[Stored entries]
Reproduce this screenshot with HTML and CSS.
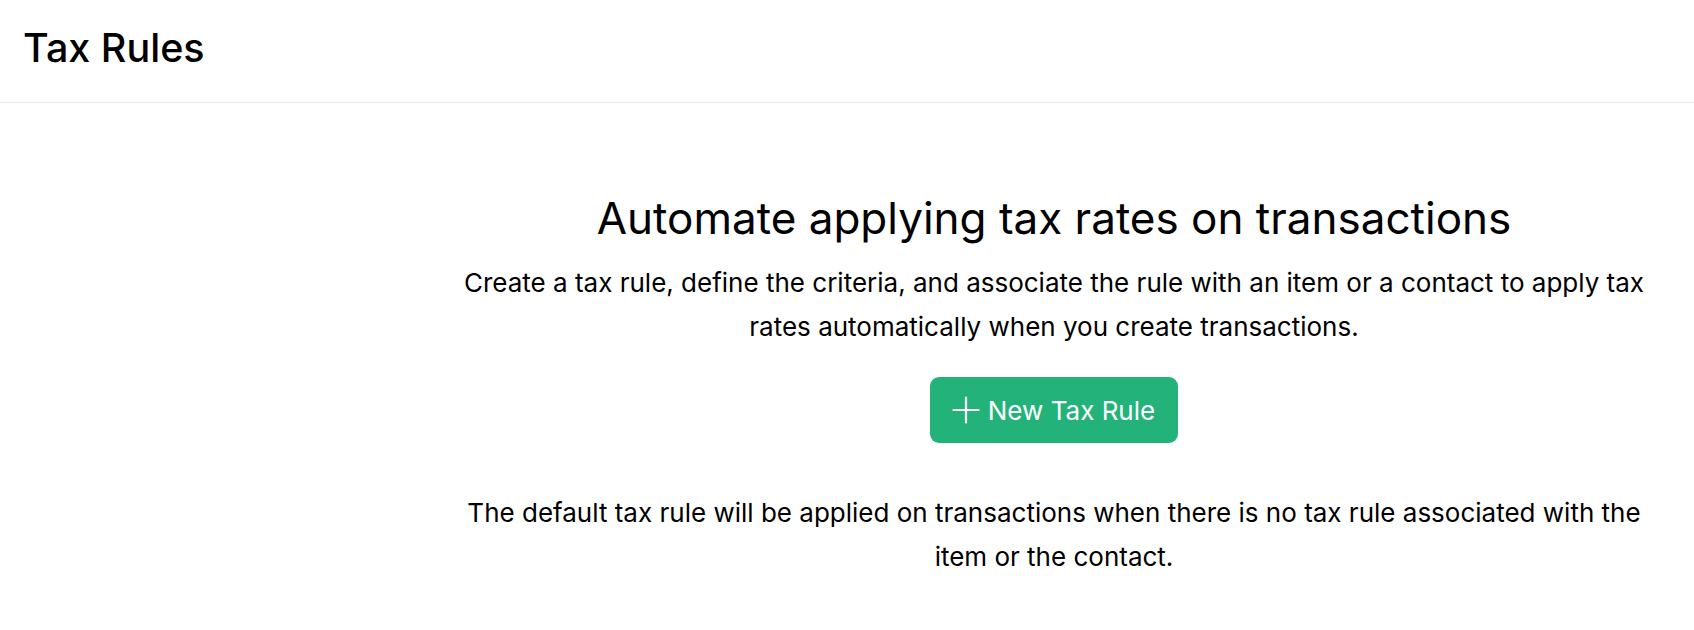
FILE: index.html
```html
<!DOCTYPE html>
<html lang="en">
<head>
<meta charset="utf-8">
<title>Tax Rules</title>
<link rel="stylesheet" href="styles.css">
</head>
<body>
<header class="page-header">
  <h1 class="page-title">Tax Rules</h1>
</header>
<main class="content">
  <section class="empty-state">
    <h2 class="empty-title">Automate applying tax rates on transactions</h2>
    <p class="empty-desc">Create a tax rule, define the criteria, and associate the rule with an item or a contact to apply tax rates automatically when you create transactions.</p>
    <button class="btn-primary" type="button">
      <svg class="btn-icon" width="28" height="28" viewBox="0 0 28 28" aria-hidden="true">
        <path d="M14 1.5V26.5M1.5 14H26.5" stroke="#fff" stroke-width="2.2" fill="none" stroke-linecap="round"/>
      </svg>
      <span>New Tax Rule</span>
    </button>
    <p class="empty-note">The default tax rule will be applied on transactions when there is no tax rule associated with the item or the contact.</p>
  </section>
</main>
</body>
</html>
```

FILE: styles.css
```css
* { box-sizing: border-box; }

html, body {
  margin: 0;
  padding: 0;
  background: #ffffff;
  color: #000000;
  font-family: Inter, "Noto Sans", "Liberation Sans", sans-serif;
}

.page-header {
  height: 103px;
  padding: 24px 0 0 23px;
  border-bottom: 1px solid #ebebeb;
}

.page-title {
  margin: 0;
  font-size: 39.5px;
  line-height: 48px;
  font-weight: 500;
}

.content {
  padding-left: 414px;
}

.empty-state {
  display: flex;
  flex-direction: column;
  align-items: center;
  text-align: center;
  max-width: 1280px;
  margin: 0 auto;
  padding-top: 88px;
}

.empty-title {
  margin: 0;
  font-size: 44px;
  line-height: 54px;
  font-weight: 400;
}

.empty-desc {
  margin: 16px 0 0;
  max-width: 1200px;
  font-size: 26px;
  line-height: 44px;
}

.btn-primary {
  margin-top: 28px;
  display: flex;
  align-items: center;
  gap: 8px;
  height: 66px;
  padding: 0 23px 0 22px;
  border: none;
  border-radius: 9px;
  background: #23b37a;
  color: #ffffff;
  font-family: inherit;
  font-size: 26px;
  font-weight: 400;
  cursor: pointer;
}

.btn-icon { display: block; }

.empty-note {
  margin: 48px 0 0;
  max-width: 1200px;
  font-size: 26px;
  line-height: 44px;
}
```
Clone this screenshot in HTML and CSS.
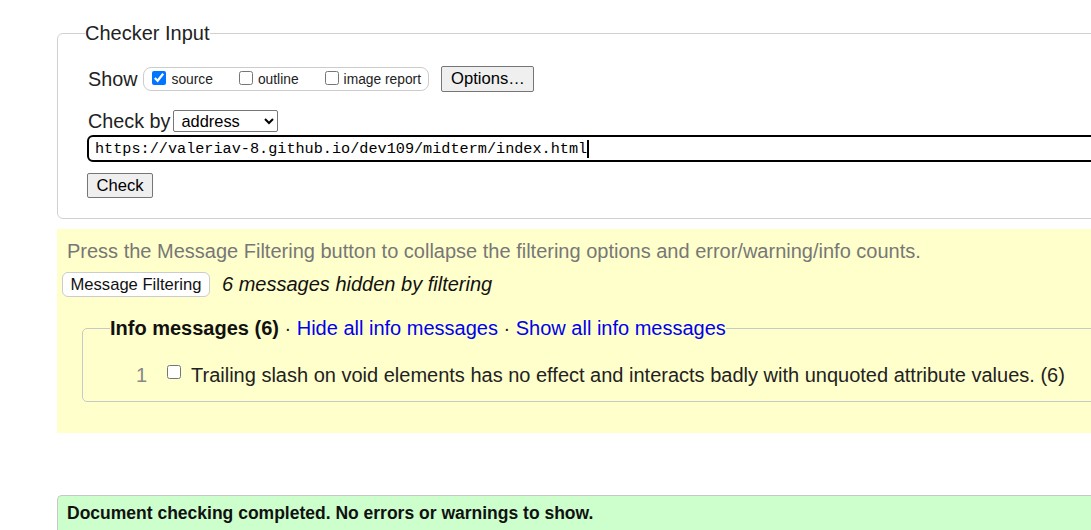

- _What needs to be done_
Keep the pictures out of your copy, and repeat every entry above exactly.

- _Result of this exercise_
Reproduce this screenshot with HTML and CSS.
FILE: index.html
```html
<!DOCTYPE html>
<html lang="en">
<head>
<meta charset="utf-8">
<title>Tax Rules</title>
<link rel="stylesheet" href="styles.css">
</head>
<body>
<header class="page-header">
  <h1 class="page-title">Tax Rules</h1>
</header>
<main class="content">
  <section class="empty-state">
    <h2 class="empty-title">Automate applying tax rates on transactions</h2>
    <p class="empty-desc">Create a tax rule, define the criteria, and associate the rule with an item or a contact to apply tax rates automatically when you create transactions.</p>
    <button class="btn-primary" type="button">
      <svg class="btn-icon" width="28" height="28" viewBox="0 0 28 28" aria-hidden="true">
        <path d="M14 1.5V26.5M1.5 14H26.5" stroke="#fff" stroke-width="2.2" fill="none" stroke-linecap="round"/>
      </svg>
      <span>New Tax Rule</span>
    </button>
    <p class="empty-note">The default tax rule will be applied on transactions when there is no tax rule associated with the item or the contact.</p>
  </section>
</main>
</body>
</html>
```

FILE: styles.css
```css
* { box-sizing: border-box; }

html, body {
  margin: 0;
  padding: 0;
  background: #ffffff;
  color: #000000;
  font-family: Inter, "Noto Sans", "Liberation Sans", sans-serif;
}

.page-header {
  height: 103px;
  padding: 24px 0 0 23px;
  border-bottom: 1px solid #ebebeb;
}

.page-title {
  margin: 0;
  font-size: 39.5px;
  line-height: 48px;
  font-weight: 500;
}

.content {
  padding-left: 414px;
}

.empty-state {
  display: flex;
  flex-direction: column;
  align-items: center;
  text-align: center;
  max-width: 1280px;
  margin: 0 auto;
  padding-top: 88px;
}

.empty-title {
  margin: 0;
  font-size: 44px;
  line-height: 54px;
  font-weight: 400;
}

.empty-desc {
  margin: 16px 0 0;
  max-width: 1200px;
  font-size: 26px;
  line-height: 44px;
}

.btn-primary {
  margin-top: 28px;
  display: flex;
  align-items: center;
  gap: 8px;
  height: 66px;
  padding: 0 23px 0 22px;
  border: none;
  border-radius: 9px;
  background: #23b37a;
  color: #ffffff;
  font-family: inherit;
  font-size: 26px;
  font-weight: 400;
  cursor: pointer;
}

.btn-icon { display: block; }

.empty-note {
  margin: 48px 0 0;
  max-width: 1200px;
  font-size: 26px;
  line-height: 44px;
}
```
Clone this screenshot in HTML and CSS.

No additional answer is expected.